Sonrasında gelişen olaylardan Da Vinci yazısında geniş olarak bahsetmek üzere böylesi kutuları sokaklara serpiştirmek fikri ilk anda keskin bir zekanın ürünü gibi gelebilir, ama sonuçlarını kimse tahmin edemez. Çok iyi bildiğimiz gibi buna benzer kutulardan çoğu kez yönetenlere tepki dolu ifadeler çıkar.
Komşusunu ihbar eden ilklerden biri şaşkınlık verici şekilde Kutluğ Ataman oldu. Hatta Ataman’ın ifadelerine bakılırsa bunu zaten çoktan beri yapıyormuş. Star gazetesine verdiği mülakatta şöyle diyor: ”Samimi insanlara, demokrat insanlara sözüm yok, olamaz. İnançları doğrultusunda hareket ederler, ettiler. Ancak şunu da unutmayalım, ki son iki yıldır sürekli uyarıyoruz hükümeti, ‘Sanat camiası içindeki Ergenekon uzantılarına artık uyanın’ diye. Böyle bir aidiyet hissini taşıyan, genelde benim yaş üstüm bir jenerasyon var. Hükümete de kızgınım bu yüzden, çünkü yıllarca bunun araştırılmasını istedik. Sadece askerler mi? Ergenekon’un sivil uzantıları var. Sanat ve kültür dünyasında da yok mu? Sol olduklarını iddia eden, sol pozisyonu gaspetmiş, sol ideallerle uzaktan yakından alakası olmayan, üstüne üstlük sanatla da uzaktan yakından alakası olmayan, bir şekilde sanatçı sayılmış, Cumhuriyet müsameresinde sanatçı rolünü oynayagelmiş karanlık tipler bunlar.”

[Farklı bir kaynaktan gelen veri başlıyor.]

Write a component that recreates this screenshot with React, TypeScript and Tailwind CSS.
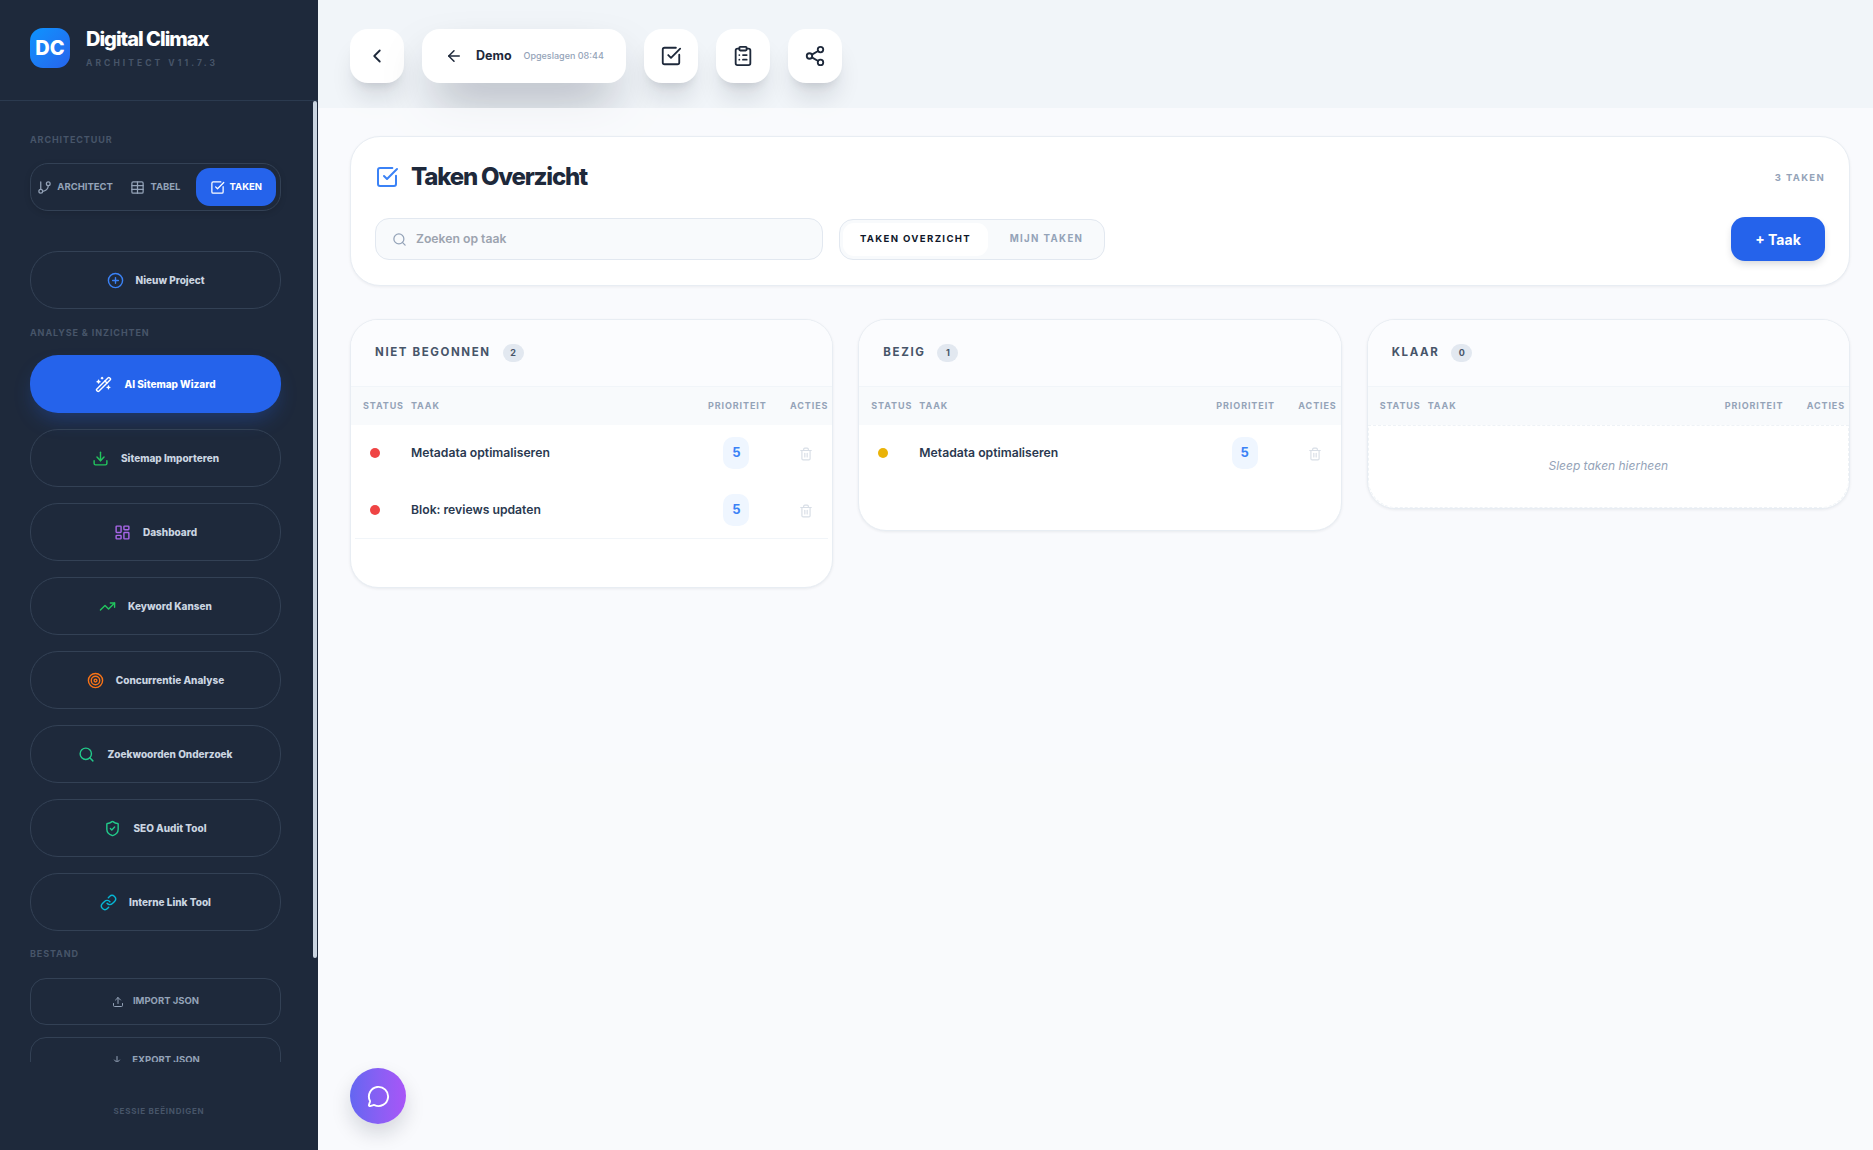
import React from 'react';
import {
  ArrowLeft,
  ChevronLeft,
  CirclePlus,
  ClipboardList,
  Download,
  GitBranch,
  LayoutDashboard,
  Link,
  MessageCircle,
  Search,
  Share2,
  ShieldCheck,
  SquareCheckBig,
  Table,
  Target,
  Trash2,
  TrendingUp,
  Upload,
  WandSparkles,
} from 'lucide-react';

const navItems = [
  { label: 'Sitemap Importeren', icon: Download, color: 'text-[#22c55e]' },
  { label: 'Dashboard', icon: LayoutDashboard, color: 'text-[#a866e8]' },
  { label: 'Keyword Kansen', icon: TrendingUp, color: 'text-[#22c55e]' },
  { label: 'Concurrentie Analyse', icon: Target, color: 'text-[#f97316]' },
  { label: 'Zoekwoorden Onderzoek', icon: Search, color: 'text-[#22c98a]' },
  { label: 'SEO Audit Tool', icon: ShieldCheck, color: 'text-[#22c98a]' },
  { label: 'Interne Link Tool', icon: Link, color: 'text-[#06b6d4]' },
];

const columns = [
  {
    title: 'Niet begonnen',
    tasks: [
      { name: 'Metadata optimaliseren', dot: 'bg-[#ef4444]', divider: false },
      { name: 'Blok: reviews updaten', dot: 'bg-[#ef4444]', divider: true },
    ],
  },
  {
    title: 'Bezig',
    tasks: [{ name: 'Metadata optimaliseren', dot: 'bg-[#eab308]', divider: false }],
  },
  { title: 'Klaar', tasks: [] },
];

const tableGrid = 'grid grid-cols-[60px_1fr_60px_65px] items-center';
const topButton =
  'w-[54px] h-[54px] rounded-[18px] bg-white flex items-center justify-center text-[#1e293b] shadow-[0_20px_25px_-5px_rgba(15,23,42,0.12),0_8px_10px_-6px_rgba(15,23,42,0.12)]';

const SectionLabel = ({ children, className = '' }: { children: React.ReactNode; className?: string }) => (
  <div className={`h-[12px] leading-[12px] text-[9px] font-bold tracking-[0.1em] text-[#475569] uppercase ${className}`}>
    {children}
  </div>
);

const Sidebar = () => (
  <aside className="w-[318px] shrink-0 h-screen flex flex-col bg-[#1e293b]">
    <div className="h-[101px] shrink-0 border-b border-[#2b3a4f] pl-[30px] pt-[28px] flex gap-[16px]">
      <div className="w-[40px] h-[40px] rounded-[13px] bg-gradient-to-br from-[#0a94ff] to-[#2563eb] flex items-center justify-center text-white text-[20px] font-extrabold">
        DC
      </div>
      <div>
        <div className="text-white text-[20px] leading-[24px] font-extrabold tracking-[-0.05em] mt-[-1px]">Digital Climax</div>
        <div className="text-[#475569] text-[8.5px] leading-[10px] font-bold tracking-[0.36em] mt-[7px]">ARCHITECT V11.7.3</div>
      </div>
    </div>

    <div className="relative flex-1 min-h-0 overflow-hidden">
      <div className="pl-[30px] pr-[37px] pt-[33px]">
        <SectionLabel>Architectuur</SectionLabel>
        <div className="mt-[17px] h-[48px] rounded-[18px] border border-[#334155] p-[4px] grid grid-cols-3 shadow-[0_2px_6px_rgba(0,0,0,0.12)]">
          <div className="flex items-center justify-center gap-[5px] text-[#94a3b8] text-[9.5px] font-bold">
            <GitBranch size={15} />
            ARCHITECT
          </div>
          <div className="flex items-center justify-center gap-[5px] text-[#94a3b8] text-[9.5px] font-bold">
            <Table size={15} />
            TABEL
          </div>
          <div className="flex items-center justify-center gap-[5px] rounded-[14px] bg-[#2563eb] text-white text-[9.5px] font-bold">
            <SquareCheckBig size={15} />
            TAKEN
          </div>
        </div>

        <button className="mt-[40px] w-full h-[58px] rounded-[28px] border border-[#334155] flex items-center justify-center gap-[12px] text-[#cbd5e1] text-[10px] font-extrabold">
          <CirclePlus size={17} className="text-[#3b82f6]" />
          Nieuw Project
        </button>

        <SectionLabel className="mt-[18px]">Analyse &amp; Inzichten</SectionLabel>

        <div className="mt-[16px] flex flex-col gap-[16px]">
          <button className="w-full h-[58px] rounded-[28px] bg-[#2563eb] flex items-center justify-center gap-[12px] text-white text-[10px] font-extrabold shadow-[0_10px_20px_-4px_rgba(37,99,235,0.3)]">
            <WandSparkles size={17} />
            AI Sitemap Wizard
          </button>
          {navItems.map(item => (
            <button
              key={item.label}
              className="w-full h-[58px] rounded-[28px] border border-[#334155] flex items-center justify-center gap-[12px] text-[#cbd5e1] text-[10px] font-extrabold"
            >
              <item.icon size={17} className={item.color} />
              {item.label}
            </button>
          ))}
        </div>

        <SectionLabel className="mt-[17px]">Bestand</SectionLabel>

        <button className="mt-[18px] w-full h-[47px] rounded-[16px] border border-[#334155] flex items-center justify-center gap-[9px] text-[#94a3b8] text-[9.5px] font-bold">
          <Upload size={12} />
          IMPORT JSON
        </button>
        <button className="mt-[12px] w-full h-[47px] rounded-[16px] border border-[#334155] flex items-center justify-center gap-[9px] text-[#94a3b8] text-[9.5px] font-bold">
          <Download size={12} />
          EXPORT JSON
        </button>
      </div>
      {/* scrollbar thumb */}
      <div className="absolute right-[1px] top-0 w-[4px] h-[857px] rounded-full bg-[#cbd5e1]" />
    </div>

    <div className="h-[88px] shrink-0 flex items-start justify-center pt-[43px]">
      <span className="text-[#475569] text-[8px] leading-[12px] font-bold tracking-[0.095em]">SESSIE BEËINDIGEN</span>
    </div>
  </aside>
);

const TopBar = () => (
  <div className="h-[108px] shrink-0 bg-[#f1f5f9] pl-[32px] pt-[29px] flex items-start gap-[18px]">
    <button className={topButton}>
      <ChevronLeft size={22} />
    </button>
    <div className="w-[204px] h-[54px] rounded-[18px] bg-white flex items-center pl-[23px] shadow-[0_25px_50px_-12px_rgba(15,23,42,0.4)]">
      <ArrowLeft size={18} className="text-[#1e293b]" />
      <span className="ml-[13px] text-[12.5px] font-bold text-[#1e293b]">Demo</span>
      <span className="ml-[12px] text-[9px] font-medium text-[#94a3b8]">Opgeslagen 08:44</span>
    </div>
    <button className={topButton}>
      <SquareCheckBig size={22} />
    </button>
    <button className={topButton}>
      <ClipboardList size={22} />
    </button>
    <button className={topButton}>
      <Share2 size={22} />
    </button>
  </div>
);

const OverviewCard = () => (
  <div className="rounded-[30px] border border-[#e8edf3] bg-white px-[24px] pt-[23px] pb-[24px] shadow-[0_1px_3px_rgba(15,23,42,0.06)]">
    <div className="h-[34px] flex items-center justify-between">
      <div className="flex items-center gap-[12px]">
        <SquareCheckBig size={24} className="text-[#3b82f6]" />
        <h1 className="text-[24px] font-extrabold tracking-[-0.05em] text-[#1e293b]">Taken Overzicht</h1>
      </div>
      <span className="text-[9.5px] font-bold tracking-[0.14em] text-[#94a3b8] mt-[2px]">3 TAKEN</span>
    </div>
    <div className="mt-[23px] flex items-center">
      <div className="w-[448px] h-[42px] rounded-[14px] border border-[#e2e8f0] bg-[#f8fafc] flex items-center pl-[16px] gap-[9px]">
        <Search size={15} className="text-[#94a3b8]" />
        <span className="text-[12.2px] font-semibold text-[#9ca3af] pt-[1px]">Zoeken op taak</span>
      </div>
      <div className="ml-[16px] w-[266px] h-[41px] rounded-[14px] border border-[#e2e8f0] bg-[#f8fafc] p-[3px] flex items-stretch">
        <div className="w-[145px] pt-[1px] rounded-[11px] bg-white flex items-center justify-center text-[9.6px] font-bold tracking-[0.14em] text-[#0f172a]">
          TAKEN OVERZICHT
        </div>
        <div className="flex-1 flex items-center justify-center pl-[4px] pt-[1px] text-[9.7px] font-bold tracking-[0.14em] text-[#94a3b8]">
          MIJN TAKEN
        </div>
      </div>
      <button className="ml-auto w-[94px] h-[44px] rounded-[14px] bg-[#2563eb] text-white text-[14px] font-bold shadow-[0_4px_8px_-2px_rgba(15,23,42,0.2)]">
        + Taak
      </button>
    </div>
  </div>
);

const TaskColumn = ({ title, tasks }: (typeof columns)[number]) => (
  <div className="rounded-[28px] border border-[#e8edf3] bg-white overflow-hidden shadow-[0_1px_3px_rgba(15,23,42,0.07)]">
    <div className="h-[67px] bg-[#fbfcfe] border-b border-[#f1f5f9] pl-[24px] flex items-center gap-[12px]">
      <span className="text-[11.5px] font-bold tracking-[0.14em] uppercase text-[#475569]">{title}</span>
      <span className="w-[21px] h-[18px] rounded-full bg-[#e2e8f0] flex items-center justify-center text-[9px] font-bold text-[#475569]">
        {tasks.length}
      </span>
    </div>
    <div className={`${tableGrid} h-[38px] bg-[#f8fafc] text-[9px] font-bold tracking-[0.1em] text-[#94a3b8]`}>
      <span className="pl-[12px]">STATUS</span>
      <span>TAAK</span>
      <span className="text-center">PRIORITEIT</span>
      <span className="text-right pr-[4px]">ACTIES</span>
    </div>
    {tasks.length === 0 ? (
      <div className="h-[83px] pb-[2px] rounded-b-[28px] border border-dashed border-[#eef2f6] flex items-center justify-center text-[12px] italic text-[#94a3b8]">
        Sleep taken hierheen
      </div>
    ) : (
      <div className="pb-[48px]">
        {tasks.map(task => (
          <div key={task.name} className={task.divider ? 'border-b border-[#f1f5f9] mx-[4px]' : 'mx-[4px] border-b border-transparent'}>
            <div className={`${tableGrid} h-[56px] mx-[-4px]`}>
              <span className={`ml-[19px] w-[10px] h-[10px] rounded-full ${task.dot}`} />
              <span className="text-[12.2px] font-semibold text-[#2a3950]">{task.name}</span>
              <span className="ml-[16px] w-[26px] h-[32px] rounded-[10px] bg-[#eff6ff] flex items-center justify-center text-[13px] font-bold text-[#3b82f6]">
                5
              </span>
              <span className="flex justify-end pr-[19px] pt-[1px]">
                <Trash2 size={14} className="text-[#d8dee6]" />
              </span>
            </div>
          </div>
        ))}
      </div>
    )}
  </div>
);

export default function App() {
  return (
    <div className="relative flex h-screen overflow-hidden bg-[#f8fafc] [font-family:Inter,sans-serif]">
      <Sidebar />
      <main className="flex-1 min-w-0 flex flex-col">
        <TopBar />
        {/* semi-opaque so the top bar's button shadows fade through */}
        <div className="relative flex-1 bg-[#f9fafc]/80 pl-[32px] pr-[23px] pt-[28px]">
          <OverviewCard />
          <div className="mt-[33px] grid grid-cols-3 gap-[25px] items-start">
            {columns.map(col => (
              <TaskColumn key={col.title} {...col} />
            ))}
          </div>
        </div>
      </main>
      <button className="absolute left-[350px] top-[1068px] w-[56px] h-[56px] rounded-full bg-gradient-to-r from-[#6366f1] to-[#a855f7] flex items-center justify-center text-white shadow-[0_10px_20px_rgba(15,23,42,0.15)]">
        <MessageCircle size={23} />
      </button>
    </div>
  );
}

Bir Tuncay Güney’in yaşattığı travmayı henüz üzerimizden atamamışken ikincisini kaldırabilecek miyiz bilemiyorum? Ataman’ın “Beyaz Türkler faşist uygulamalarla düpedüz toplama kampı kurmaya hazırlanıyor” sözlerine de ancak ”el insaf” denir. Hani böyle bir şeyi Hitler’in toplama kamplarındaki güç gösterisini sadizmin sürrealizme yaptığı katkı olarak değerlendiren Dali bile düşünmemişti.(bkz.Dali Türkiye’de-2 (Gala’nın aşkı, Hitler’in sırtı)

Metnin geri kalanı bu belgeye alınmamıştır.